There are no exceptions to Amendments IV and V except the Grand Jury may be bypassed for members of the military during times of war or public danger. Each state, however, has it’s own statutes government a “state of emergency” I looked up the law in Massachusetts and found:
Source: http://www.mass.gov/eopss/agencies/mema/what-is-a-gubernatorial-state-of-emergency.html
Disclaimer: IANAFL
government=governing
Dan, I was thinking the same thing this afternoon after looking at some of the coverage of this awful event. Without a warrant or representation? I don’t think I could stand back and invite ’em in.
Practically speaking, I keep my doors locked always, so no one can sneak into my cellar or such, so I would KNOW there was no one in the house a LEO would be looking for. They could snoop around outside all they want. I guess they don’t look under boat covers, though.
Susan Lee
There is a short discussion of this question at the Volokh Conspiracy: http://www.volokh.com/2013/04/19/house-to-house-searches-and-the-fourth-amendment/. If your house was searched against your will, and if the search was found to be not reasonable under the circumstances, then you might bring a case for money damages. That case might well fail in the face of qualified immunity. The more interesting case would involve your being prosecuted for criminal activity that was discovered during the search. None of this amounts to suspending the 4th amendment.
I do believe those Yankee bluesuits figured that most folks would let them in, the ones that didn’t well, they’d go in anyway. What can you do? You can’t shoot them without getting your whole family killed and your home called a “compound” in the media.
If they go in and find nothing, well, then they’re gone and what do you do? File suit? Expensive and little chance of a payoff.and sovreign immunity means that it’d be very difficult to take action of the people giving the orders.
@Peter, this is the lines of my thinking. I was just curious if under this type of situation that the state can basically do whatever they want to your property. Sure they will anyways, but is it legal?
http://www.jpost.com/Features/Front-Lines/What-message-is-US-sending-with-a-Boston-lockdown-310424
Here’s the opinion of an Israeli who was caught in the Boston lockdown
Haven’t a clue here, but the phrase “hot pusuit” comes to mind. Any way that factors in?
As a slightly aside issue, Volokh’s also got a post about Miranda rights. People tend to think the Miranda warning is an automatic requirement for all arrests & failure to give the warning scotches the prosecution.

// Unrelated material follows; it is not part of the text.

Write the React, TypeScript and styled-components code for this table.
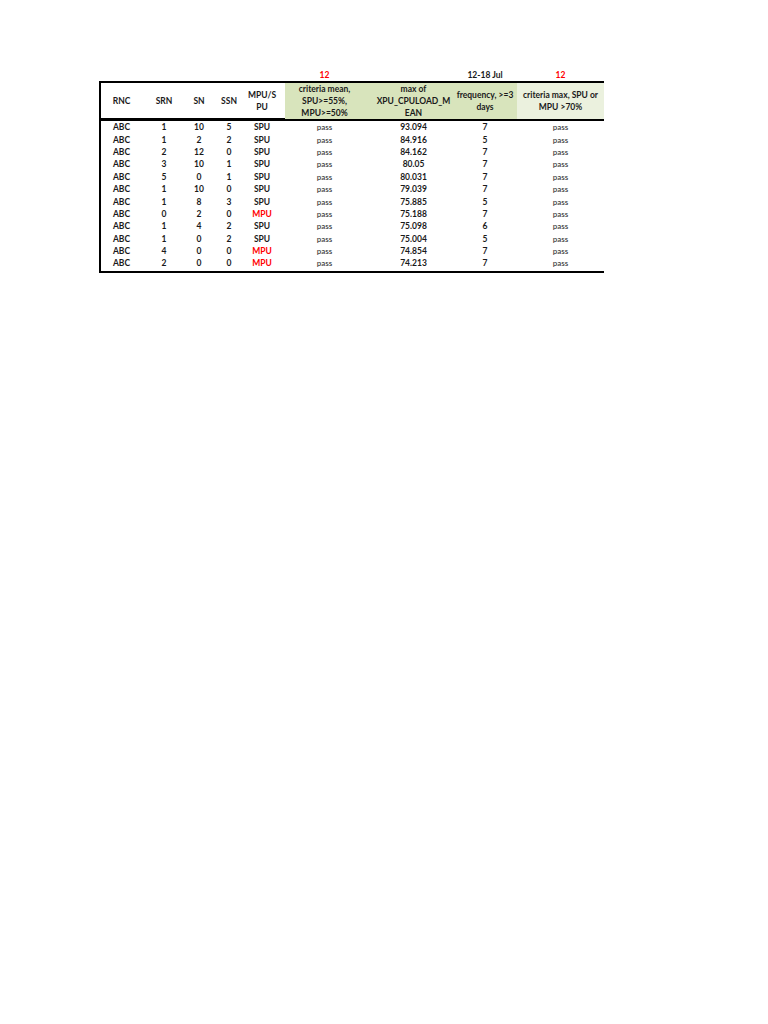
import React from 'react';
import styled, { createGlobalStyle } from 'styled-components';

type Column = { width: number; padLeft?: number; padRight?: number };

const columns: Column[] = [
  { width: 41 },
  { width: 44 },
  { width: 26 },
  { width: 34 },
  { width: 39, padRight: 7 },
  { width: 79 },
  { width: 89, padLeft: 10 },
  { width: 64 },
  { width: 87 },
];

const template = columns.map((c) => `${c.width}px`).join(' ');

type Row = {
  rnc: string;
  srn: number;
  sn: number;
  ssn: number;
  unit: 'SPU' | 'MPU';
  mean: string;
  max: string;
  freq: number;
  crit: string;
};

const rows: Row[] = [
  { rnc: 'ABC', srn: 1, sn: 10, ssn: 5, unit: 'SPU', mean: 'pass', max: '93.094', freq: 7, crit: 'pass' },
  { rnc: 'ABC', srn: 1, sn: 2, ssn: 2, unit: 'SPU', mean: 'pass', max: '84.916', freq: 5, crit: 'pass' },
  { rnc: 'ABC', srn: 2, sn: 12, ssn: 0, unit: 'SPU', mean: 'pass', max: '84.162', freq: 7, crit: 'pass' },
  { rnc: 'ABC', srn: 3, sn: 10, ssn: 1, unit: 'SPU', mean: 'pass', max: '80.05', freq: 7, crit: 'pass' },
  { rnc: 'ABC', srn: 5, sn: 0, ssn: 1, unit: 'SPU', mean: 'pass', max: '80.031', freq: 7, crit: 'pass' },
  { rnc: 'ABC', srn: 1, sn: 10, ssn: 0, unit: 'SPU', mean: 'pass', max: '79.039', freq: 7, crit: 'pass' },
  { rnc: 'ABC', srn: 1, sn: 8, ssn: 3, unit: 'SPU', mean: 'pass', max: '75.885', freq: 5, crit: 'pass' },
  { rnc: 'ABC', srn: 0, sn: 2, ssn: 0, unit: 'MPU', mean: 'pass', max: '75.188', freq: 7, crit: 'pass' },
  { rnc: 'ABC', srn: 1, sn: 4, ssn: 2, unit: 'SPU', mean: 'pass', max: '75.098', freq: 6, crit: 'pass' },
  { rnc: 'ABC', srn: 1, sn: 0, ssn: 2, unit: 'SPU', mean: 'pass', max: '75.004', freq: 5, crit: 'pass' },
  { rnc: 'ABC', srn: 4, sn: 0, ssn: 0, unit: 'MPU', mean: 'pass', max: '74.854', freq: 7, crit: 'pass' },
  { rnc: 'ABC', srn: 2, sn: 0, ssn: 0, unit: 'MPU', mean: 'pass', max: '74.213', freq: 7, crit: 'pass' },
];

const headers: { lines: string[]; fill?: 'green' | 'pale' }[] = [
  { lines: ['RNC'] },
  { lines: ['SRN'] },
  { lines: ['SN'] },
  { lines: ['SSN'] },
  { lines: ['MPU/S', 'PU'] },
  { lines: ['criteria mean,', 'SPU>=55%,', 'MPU>=50%'], fill: 'green' },
  { lines: ['max of', 'XPU_CPULOAD_M', 'EAN'], fill: 'green' },
  { lines: ['frequency, >=3', 'days'], fill: 'green' },
  { lines: ['criteria max, SPU or', 'MPU >70%'], fill: 'pale' },
];

const labels: { text: string; red?: boolean }[] = [
  { text: '' }, { text: '' }, { text: '' }, { text: '' }, { text: '' },
  { text: '12', red: true },
  { text: '' },
  { text: '12-18 Jul' },
  { text: '12', red: true },
];

function App() {
  return (
    <>
      <GlobalStyle />
      <Page>
        <Sheet>
          <LabelRow>
            {labels.map((l, i) => (
              <Cell key={i} $col={columns[i]} $red={l.red}>{l.text}</Cell>
            ))}
          </LabelRow>
          <Table>
            <HeaderRow>
              {headers.map((h, i) => (
                <HeaderCell key={i} $col={columns[i]} $fill={h.fill}>
                  {h.lines.map((line) => (
                    <span key={line}>{line}</span>
                  ))}
                </HeaderCell>
              ))}
            </HeaderRow>
            <Body>
              {rows.map((r, i) => (
                <DataRow key={i}>
                  <Cell $col={columns[0]}>{r.rnc}</Cell>
                  <Cell $col={columns[1]}>{r.srn}</Cell>
                  <Cell $col={columns[2]}>{r.sn}</Cell>
                  <Cell $col={columns[3]}>{r.ssn}</Cell>
                  <Cell $col={columns[4]} $red={r.unit === 'MPU'}>{r.unit}</Cell>
                  <Cell $col={columns[5]} $light>{r.mean}</Cell>
                  <Cell $col={columns[6]}>{r.max}</Cell>
                  <Cell $col={columns[7]}>{r.freq}</Cell>
                  <Cell $col={columns[8]} $light>{r.crit}</Cell>
                </DataRow>
              ))}
            </Body>
          </Table>
        </Sheet>
      </Page>
    </>
  );
}

const GlobalStyle = createGlobalStyle`
    html, body {
        margin: 0;
        padding: 0;
        background: #ffffff;
    }
    body {
        font-family: Lato, "Liberation Sans", sans-serif;
        color: #1a1a1a;
    }
`;

const Page = styled.div`
    width: 768px;
    height: 1024px;
    padding: 68px 0 0 99px;
    box-sizing: border-box;
`;

const Sheet = styled.div`
    display: flex;
    flex-direction: column;
    width: 505px;
`;

const LabelRow = styled.div`
    display: grid;
    grid-template-columns: ${template};
    height: 13px;
    padding-left: 2px;
    align-items: center;
`;

const Table = styled.div`
    display: flex;
    flex-direction: column;
    border-left: 2px solid #000;
    border-top: 2px solid #000;
    border-bottom: 2px solid #000;
`;

const HeaderRow = styled.div`
    display: grid;
    grid-template-columns: ${template};
    height: 35px;
    border-bottom: 3px solid #000;
`;

const HeaderCell = styled.div<{ $col: Column; $fill?: 'green' | 'pale' }>`
    display: flex;
    flex-direction: column;
    justify-content: center;
    align-items: center;
    padding-left: ${(p) => p.$col.padLeft ?? 0}px;
    padding-right: ${(p) => p.$col.padRight ?? 0}px;
    background: ${(p) => (p.$fill === 'green' ? '#d8e4bc' : p.$fill === 'pale' ? '#ebf1de' : 'transparent')};
    font-size: 8.5px;
    font-weight: 700;
    line-height: 12px;
    white-space: nowrap;
    color: #1a1a1a;
`;

const Body = styled.div`
    display: flex;
    flex-direction: column;
    padding-bottom: 1px;
`;

const DataRow = styled.div`
    display: grid;
    grid-template-columns: ${template};
    height: 12.4px;
    align-items: center;
`;

const Cell = styled.div<{ $col: Column; $red?: boolean; $light?: boolean }>`
    text-align: center;
    padding-left: ${(p) => p.$col.padLeft ?? 0}px;
    padding-right: ${(p) => p.$col.padRight ?? 0}px;
    font-size: ${(p) => (p.$light ? 8 : 8.5)}px;
    font-weight: ${(p) => (p.$light ? 600 : 700)};
    color: ${(p) => (p.$red ? '#ff0000' : p.$light ? '#444444' : '#1a1a1a')};
    line-height: 12px;
    white-space: nowrap;
`;

export default App;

TV & movie dramas reinforce that belief.
However Miranda rights only become an issue if the prosecution seeks to introduce into evidence incriminating statements made by the accused to police or prosecutors while detained or under arrest. Simply stated (and ignoring many ins and outs) the law is that if such statements are made in absence of the Miranda warning, they can’t be used.

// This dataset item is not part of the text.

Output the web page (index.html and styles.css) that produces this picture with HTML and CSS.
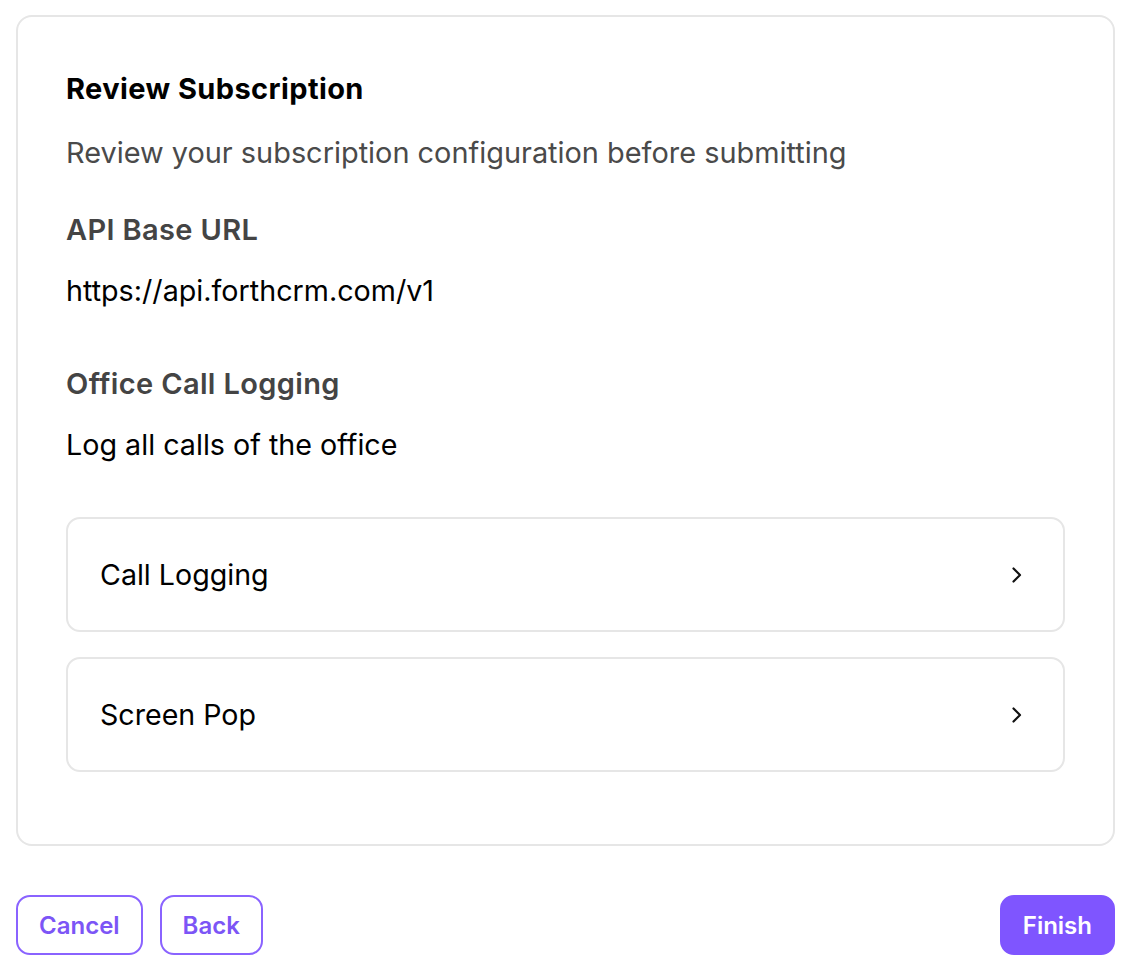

But that doesn’t mean the accused can’t be prosecuted. He can still be convicted on the basis of other evidence – witnesses, circumstantial, video, whatever.
Prosecutors routinely oppose defense motions to suppress in-custody statements made by the defendant, no matter how blatant the failure to advise the accused of his Miranda rights. However I did defend two criminal prosecutions where my clients had blabbed all sorts of stuff after being arrested & interrogated w/o a Miranda warning. The Prosecutors in those cases did not oppose my motion to suppress my clients’ statements because they had a mountain of other evidence to convict them with. That’s rare, though, usually prosecutors will make at least a pro forma argument in opposition.

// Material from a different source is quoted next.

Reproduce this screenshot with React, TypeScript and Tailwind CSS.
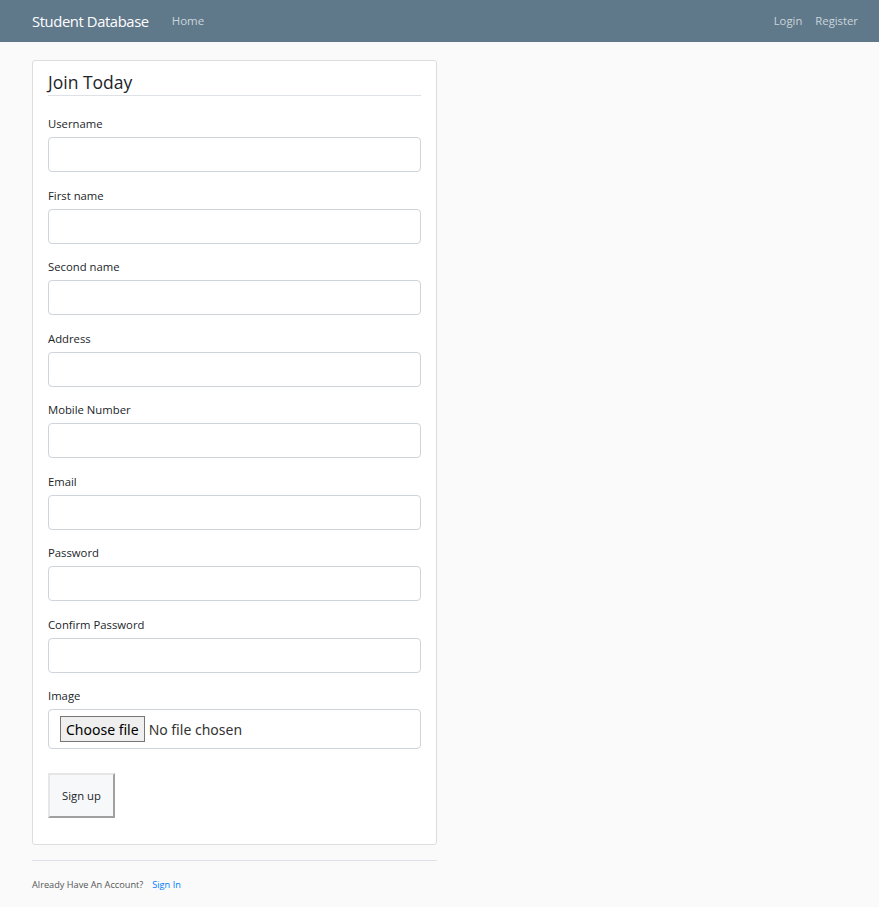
import React from 'react';

const fields = [
  { id: 'username', label: 'Username', type: 'text' },
  { id: 'first_name', label: 'First name', type: 'text' },
  { id: 'second_name', label: 'Second name', type: 'text' },
  { id: 'address', label: 'Address', type: 'text' },
  { id: 'mobile', label: 'Mobile Number', type: 'text' },
  { id: 'email', label: 'Email', type: 'email' },
  { id: 'password', label: 'Password', type: 'password' },
  { id: 'confirm_password', label: 'Confirm Password', type: 'password' },
];

export default function App() {
  return (
    <div
      className="min-h-[907px] bg-[#fafafa] text-[#212529]"
      style={{ fontFamily: '"Open Sans", "Noto Sans", sans-serif' }}
    >
      <header className="h-[42px] bg-[#5f788a] flex items-center justify-between pl-[32px] pr-[21px]">
        <div className="flex items-center">
          <span className="text-white text-[14.8px] tracking-[-0.4px]">Student Database</span>
          <a href="#" className="ml-[23px] text-[11.5px] text-[#cbd5db]">Home</a>
        </div>
        <nav className="flex items-center gap-[13px] text-[11.3px] text-[#cbd5db]">
          <a href="#">Login</a>
          <a href="#">Register</a>
        </nav>
      </header>

      <main className="w-[405px] ml-[32px] pt-[18px]">
        <div className="bg-white border border-[#dddddd] rounded-[3px] pt-[9px] pb-[26px] px-[15px]">
          <form>
            <fieldset>
              <legend className="w-full text-[17.5px] leading-[25px] text-[#212529] border-b border-[#dee2e6] mb-[18px]">
                Join Today
              </legend>

              {fields.map((f) => (
                <div key={f.id} className="mb-[13.5px]">
                  <label htmlFor={f.id} className="block text-[11.3px] leading-[19px] mb-[4px]">
                    {f.label}
                  </label>
                  <input
                    id={f.id}
                    type={f.type}
                    className="block w-full h-[35px] border border-[#ced4da] rounded-[4px] px-[11px] text-[14px] bg-white outline-none"
                  />
                </div>
              ))}

              <div className="mb-[24px]">
                <label htmlFor="picture" className="block text-[11.3px] leading-[19px] mb-[4px]">
                  Image
                </label>
                <div className="flex items-center w-full h-[40px] border border-[#ced4da] rounded-[4px] px-[11px]">
                  <span
                    className="h-[26px] px-[5px] border border-[#767676] bg-[#efefef] text-[14px] leading-[25px] text-black"
                    style={{ fontFamily: '"Noto Sans", "Open Sans", sans-serif' }}
                  >
                    Choose file
                  </span>
                  <span
                    className="ml-[4px] text-[14px] text-[#333]"
                    style={{ fontFamily: '"Noto Sans", "Open Sans", sans-serif' }}
                  >
                    No file chosen
                  </span>
                </div>
              </div>
            </fieldset>

            <button
              type="button"
              className="h-[45px] w-[67px] pt-[2px] bg-[#f7f8f9] text-[11.3px] text-[#212529] border-2 border-t-[#e6e6e6] border-l-[#e6e6e6] border-r-[#a0a0a0] border-b-[#a0a0a0]"
            >
              Sign up
            </button>
          </form>
        </div>

        <div className="border-t border-[#dee2e6] mt-[15px] pt-[9px]">
          <small className="text-[9.2px] text-[#555]">
            Already Have An Account?
            <a href="#" className="ml-[9px] text-[#007bff]">Sign In</a>
          </small>
        </div>
      </main>
    </div>
  );
}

Thanks for that T.K. Tortch.
I strongly suspect that, given the circumstances, the police would assume that you were refusing under duress and force an entry and search. To be blunt, I would. But I’m also considering the bombing was an act of war, the manhunt for the bombers was a continuation of that action, and that yes, there has been, is, and always will be some suspension of our rights during time of war.
As discussed above, they couldn’t use anything they found against you.
Just to set a public record straight here:
The burden that the police must meet to enter your home without your consent doesn’t change depending on how important the police consider their need for entry to be. There is a list of exceptions to the warrant requirement; you just need to see if your situation fits into one of those exceptions.
The most likely exception that might apply here is the “exigent circumstances” situation. That is, “Those circumstances that would cause a reasonable person to believe that entry (or other relevant prompt action) was necessary to prevent physical harm to the officers or other persons, the destruction of relevant evidence, the escape of a suspect, or some other consequence improperly frustrating legitimate law enforcement efforts.” (A legal citation would normally go here, but no one’s paying me, so . . . )
Sounds as if it might apply, right? But wait – there’s a hitch: this has been allowed as a reason for a warrantless search of a dwelling generally when there is just one single, specific, defined dwelling at issue. I would guess that someone attempting to have it applied to an entire city would fail. A police force could just start issuing hourly “emergency” bulletins about some crime or other, and then use that to provide a constant justification for searching wherever they desired. For the children.